Nous devons explorer de nouvelles avenues et créer de nouveaux imaginaires collectifs. Surtout, nous devons soutenir l’effervescence des initiatives et des luttes citoyennes qui se multiplient sur le territoire québécois et dans le monde. Comment transformer nos institutions pour reconnaître aux collectivités le droit de s’organiser pour répondre aux besoins sociaux pressants ?
Nous croyons qu’une « société des communs » incarnerait un nouveau projet de société, un nouveau contrat social entre les collectivités et les institutions. Il s’agit de permettre à des collectifs d’habitants et habitantes de prendre soin, de produire, de partager et de décider ensemble des biens et services nécessaires à leur épanouissement.

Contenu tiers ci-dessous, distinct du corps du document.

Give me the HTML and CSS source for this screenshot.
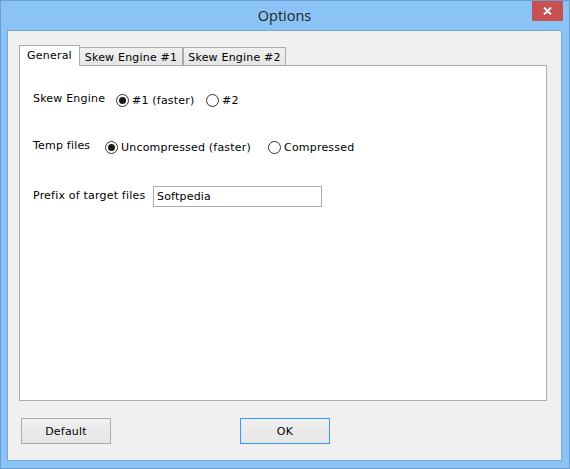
FILE: index.html
```html
<!DOCTYPE html>
<html>
<head>
<meta charset="utf-8">
<title>Options</title>
<link rel="stylesheet" href="styles.css">
</head>
<body>
<div class="window">
  <div class="titlebar"><span class="title">Options</span></div>
  <button class="close" aria-label="Close">
    <svg width="9" height="8" viewBox="0 0 9 8"><path d="M1 0.5 L8 7.5 M8 0.5 L1 7.5" stroke="#fff" stroke-width="1.8" fill="none"/></svg>
  </button>
  <div class="client">
    <div class="tabs">
      <div class="tab-strip">
        <div class="tab tab--active">General</div>
        <div class="tab tab--second">Skew Engine #1</div>
        <div class="tab tab--third">Skew Engine #2</div>
      </div>
      <div class="tab-panel">
        <div class="row row--engine">
          <span class="label label--engine">Skew Engine</span>
          <label class="radio radio--engine1"><span class="dot dot--checked"></span><span class="radio-text">#1 (faster)</span></label>
          <label class="radio"><span class="dot"></span><span class="radio-text">#2</span></label>
        </div>
        <div class="row row--temp">
          <span class="label label--temp">Temp files</span>
          <label class="radio radio--temp1"><span class="dot dot--checked"></span><span class="radio-text">Uncompressed (faster)</span></label>
          <label class="radio"><span class="dot"></span><span class="radio-text">Compressed</span></label>
        </div>
        <div class="row row--prefix">
          <span class="label label--prefix">Prefix of target files</span>
          <div class="textbox">Softpedia</div>
        </div>
      </div>
    </div>
    <div class="buttons">
      <div class="btn btn--default">Default</div>
      <div class="btn btn--ok">OK</div>
    </div>
  </div>
</div>
</body>
</html>
```
FILE: styles.css
```css
* { box-sizing: border-box; }
html, body { margin: 0; padding: 0; }
body {
  width: 570px;
  height: 469px;
  overflow: hidden;
  background: #8ac4f7;
}
.window {
  position: relative;
  width: 570px;
  height: 469px;
  border: 1px solid #6d9dd0;
  background: #8ac4f7;
  padding: 0 7px 7px 6px;
  display: flex;
  flex-direction: column;
  font-family: "DejaVu Sans", sans-serif;
  font-size: 11px;
  letter-spacing: 0.2px;
  color: #000;
}
.titlebar {
  height: 29px;
  display: flex;
  align-items: center;
  justify-content: center;
}
.title {
  font-family: "Open Sans", "Noto Sans", sans-serif;
  font-size: 14.5px;
  letter-spacing: 0;
  color: #252525;
  padding-bottom: 1px;
}
.close {
  position: absolute;
  top: 0;
  right: 6px;
  width: 31px;
  height: 20px;
  border: 0;
  padding: 0;
  background: #c75050;
  display: flex;
  align-items: center;
  justify-content: center;
}
.client {
  flex: 1;
  background: #f0f0f0;
  border: 1px solid #7aa7d8;
  padding: 14px 14px 16px 11px;
  display: flex;
  flex-direction: column;
}
.tabs {
  flex: 1;
  display: flex;
  flex-direction: column;
}
.tab-strip {
  height: 20px;
  display: flex;
  align-items: flex-end;
}
.tab {
  height: 18px;
  border: 1px solid #acacac;
  border-bottom: 0;
  background: linear-gradient(#f0f0f0, #e5e5e5);
  display: flex;
  align-items: center;
  justify-content: center;
  padding-top: 1px;
  white-space: nowrap;
}
.tab--active {
  position: relative;
  z-index: 2;
  width: 61px;
  height: 21px;
  margin-bottom: -1px;
  background: #fff;
  padding-top: 0;
  padding-bottom: 2px;
}
.tab--second {
  width: 104px;
  margin-left: -1px;
}
.tab--third {
  width: 103px;
}
.tab-panel {
  position: relative;
  flex: 1;
  background: #fff;
  border: 1px solid #acacac;
  padding: 24px 0 0 13px;
  overflow: hidden;
}
.row {
  position: relative;
  display: flex;
  align-items: center;
  height: 20px;
}
.row--temp { margin-top: 27px; }
.row--prefix { margin-top: 29px; }
.label {
  flex: none;
  margin-bottom: 4px;
  white-space: nowrap;
}
.label--engine { width: 83px; }
.label--temp { width: 72px; }
.label--prefix { width: 120px; margin-bottom: 2px; }
.radio {
  display: flex;
  align-items: center;
  flex: none;
  white-space: nowrap;
}
.radio--engine1 { width: 90px; }
.radio--temp1 { width: 163px; }
.radio-text {
  margin-left: 3px;
  padding-top: 1px;
}
.dot {
  width: 13px;
  height: 13px;
  border: 1px solid #333;
  border-radius: 50%;
  background: #fff;
  display: flex;
  align-items: center;
  justify-content: center;
}
.dot--checked::after {
  content: "";
  width: 7px;
  height: 7px;
  border-radius: 50%;
  background: #1a1a1a;
}
.textbox {
  width: 169px;
  height: 21px;
  border: 1px solid #abadb3;
  background: #fff;
  padding: 0 0 0 3px;
  display: flex;
  align-items: center;
}
.buttons {
  margin-top: 17px;
  height: 26px;
  display: flex;
}
.btn {
  height: 26px;
  width: 90px;
  border: 1px solid #acacac;
  background: linear-gradient(#f0f0f0, #e5e5e5);
  display: flex;
  align-items: center;
  justify-content: center;
  padding-top: 1px;
}
.btn--default { margin-left: 2px; }
.btn--ok {
  margin-left: 129px;
  border-color: #3399ff;
}
```
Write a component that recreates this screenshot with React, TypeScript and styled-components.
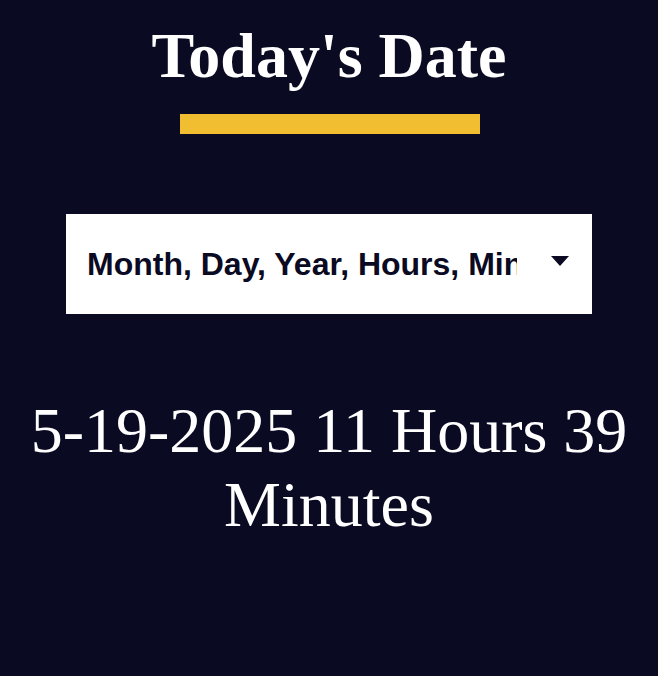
import React from "react";
import styled, { createGlobalStyle } from "styled-components";

const GlobalStyle = createGlobalStyle`
  html, body {
    margin: 0;
    padding: 0;
    background-color: #0a0a23;
  }
  body {
    font-family: "Liberation Serif", "Times New Roman", serif;
    color: #ffffff;
  }
`;

const Page = styled.main`
  min-height: 676px;
  padding-top: 19px;
  box-sizing: border-box;
  display: flex;
  flex-direction: column;
  align-items: center;
  text-align: center;
  background-color: #0a0a23;
`;

const Title = styled.h1`
  margin: 0;
  font-family: "Liberation Serif", "Times New Roman", serif;
  font-weight: 700;
  font-size: 64px;
  line-height: normal;
  color: #ffffff;
`;

const Divider = styled.hr`
  width: 300px;
  height: 20px;
  margin: 21px 0 0 1px;
  border: none;
  background-color: #f1be32;
`;

const Select = styled.div`
  margin-top: 80px;
  width: 526px;
  height: 100px;
  box-sizing: border-box;
  padding: 0 23px 0 21px;
  background-color: #ffffff;
  display: flex;
  align-items: center;
  gap: 34px;
`;

const SelectValue = styled.span`
  flex: 1;
  min-width: 0;
  overflow: hidden;
  white-space: nowrap;
  text-align: left;
  font-family: "Liberation Sans", Arial, sans-serif;
  font-weight: 700;
  font-size: 32px;
  color: #0a0a23;
`;

const Caret = styled.svg`
  width: 18px;
  height: 10px;
  flex: none;
  margin-bottom: 6px;
`;

const DateText = styled.p`
  margin: 80px 0 0;
  font-family: "Liberation Serif", "Times New Roman", serif;
  font-size: 64px;
  line-height: normal;
  color: #ffffff;
`;

export default function App() {
  return (
    <>
      <GlobalStyle />
      <Page>
        <Title>Today's Date</Title>
        <Divider />
        <Select role="combobox" aria-label="Date format">
          <SelectValue>Month, Day, Year, Hours, Minutes</SelectValue>
          <Caret viewBox="0 0 18 10" aria-hidden="true">
            <polygon points="0,0 18,0 9,10" fill="#0a0a23" />
          </Caret>
        </Select>
        <DateText>
          5-19-2025 11 Hours 39
          <br />
          Minutes
        </DateText>
      </Page>
    </>
  );
}
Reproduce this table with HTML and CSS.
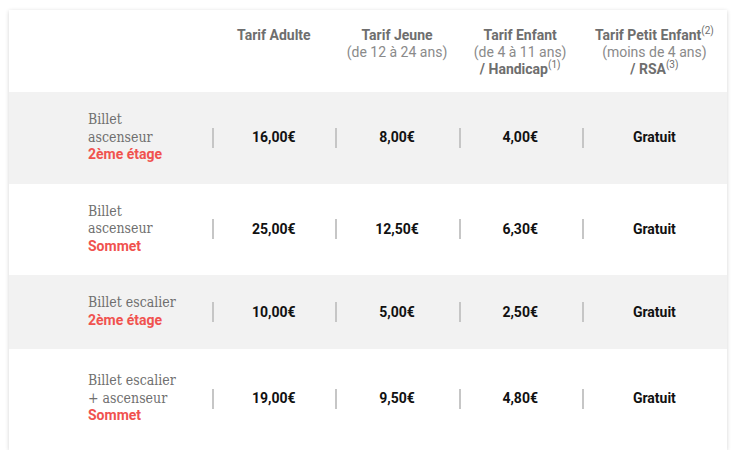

Les communs se définissent comme une institution regroupant trois éléments : une ressource (le commun), une communauté (les commoners) et un ensemble de règles et pratiques sociales (la communalisation ou commoning). Les communs permettent ainsi à un groupe de personnes de produire ensemble et de gérer collectivement les biens, services ou activités dont elles ont besoin. Les exemples de communs incluent des forêts communautaires, des bâtiments publics récupérés (comme le Bâtiment 7), des coopératives autogérées (d’habitation, par exemple), des communs de connaissances comme Wikipédia, etc.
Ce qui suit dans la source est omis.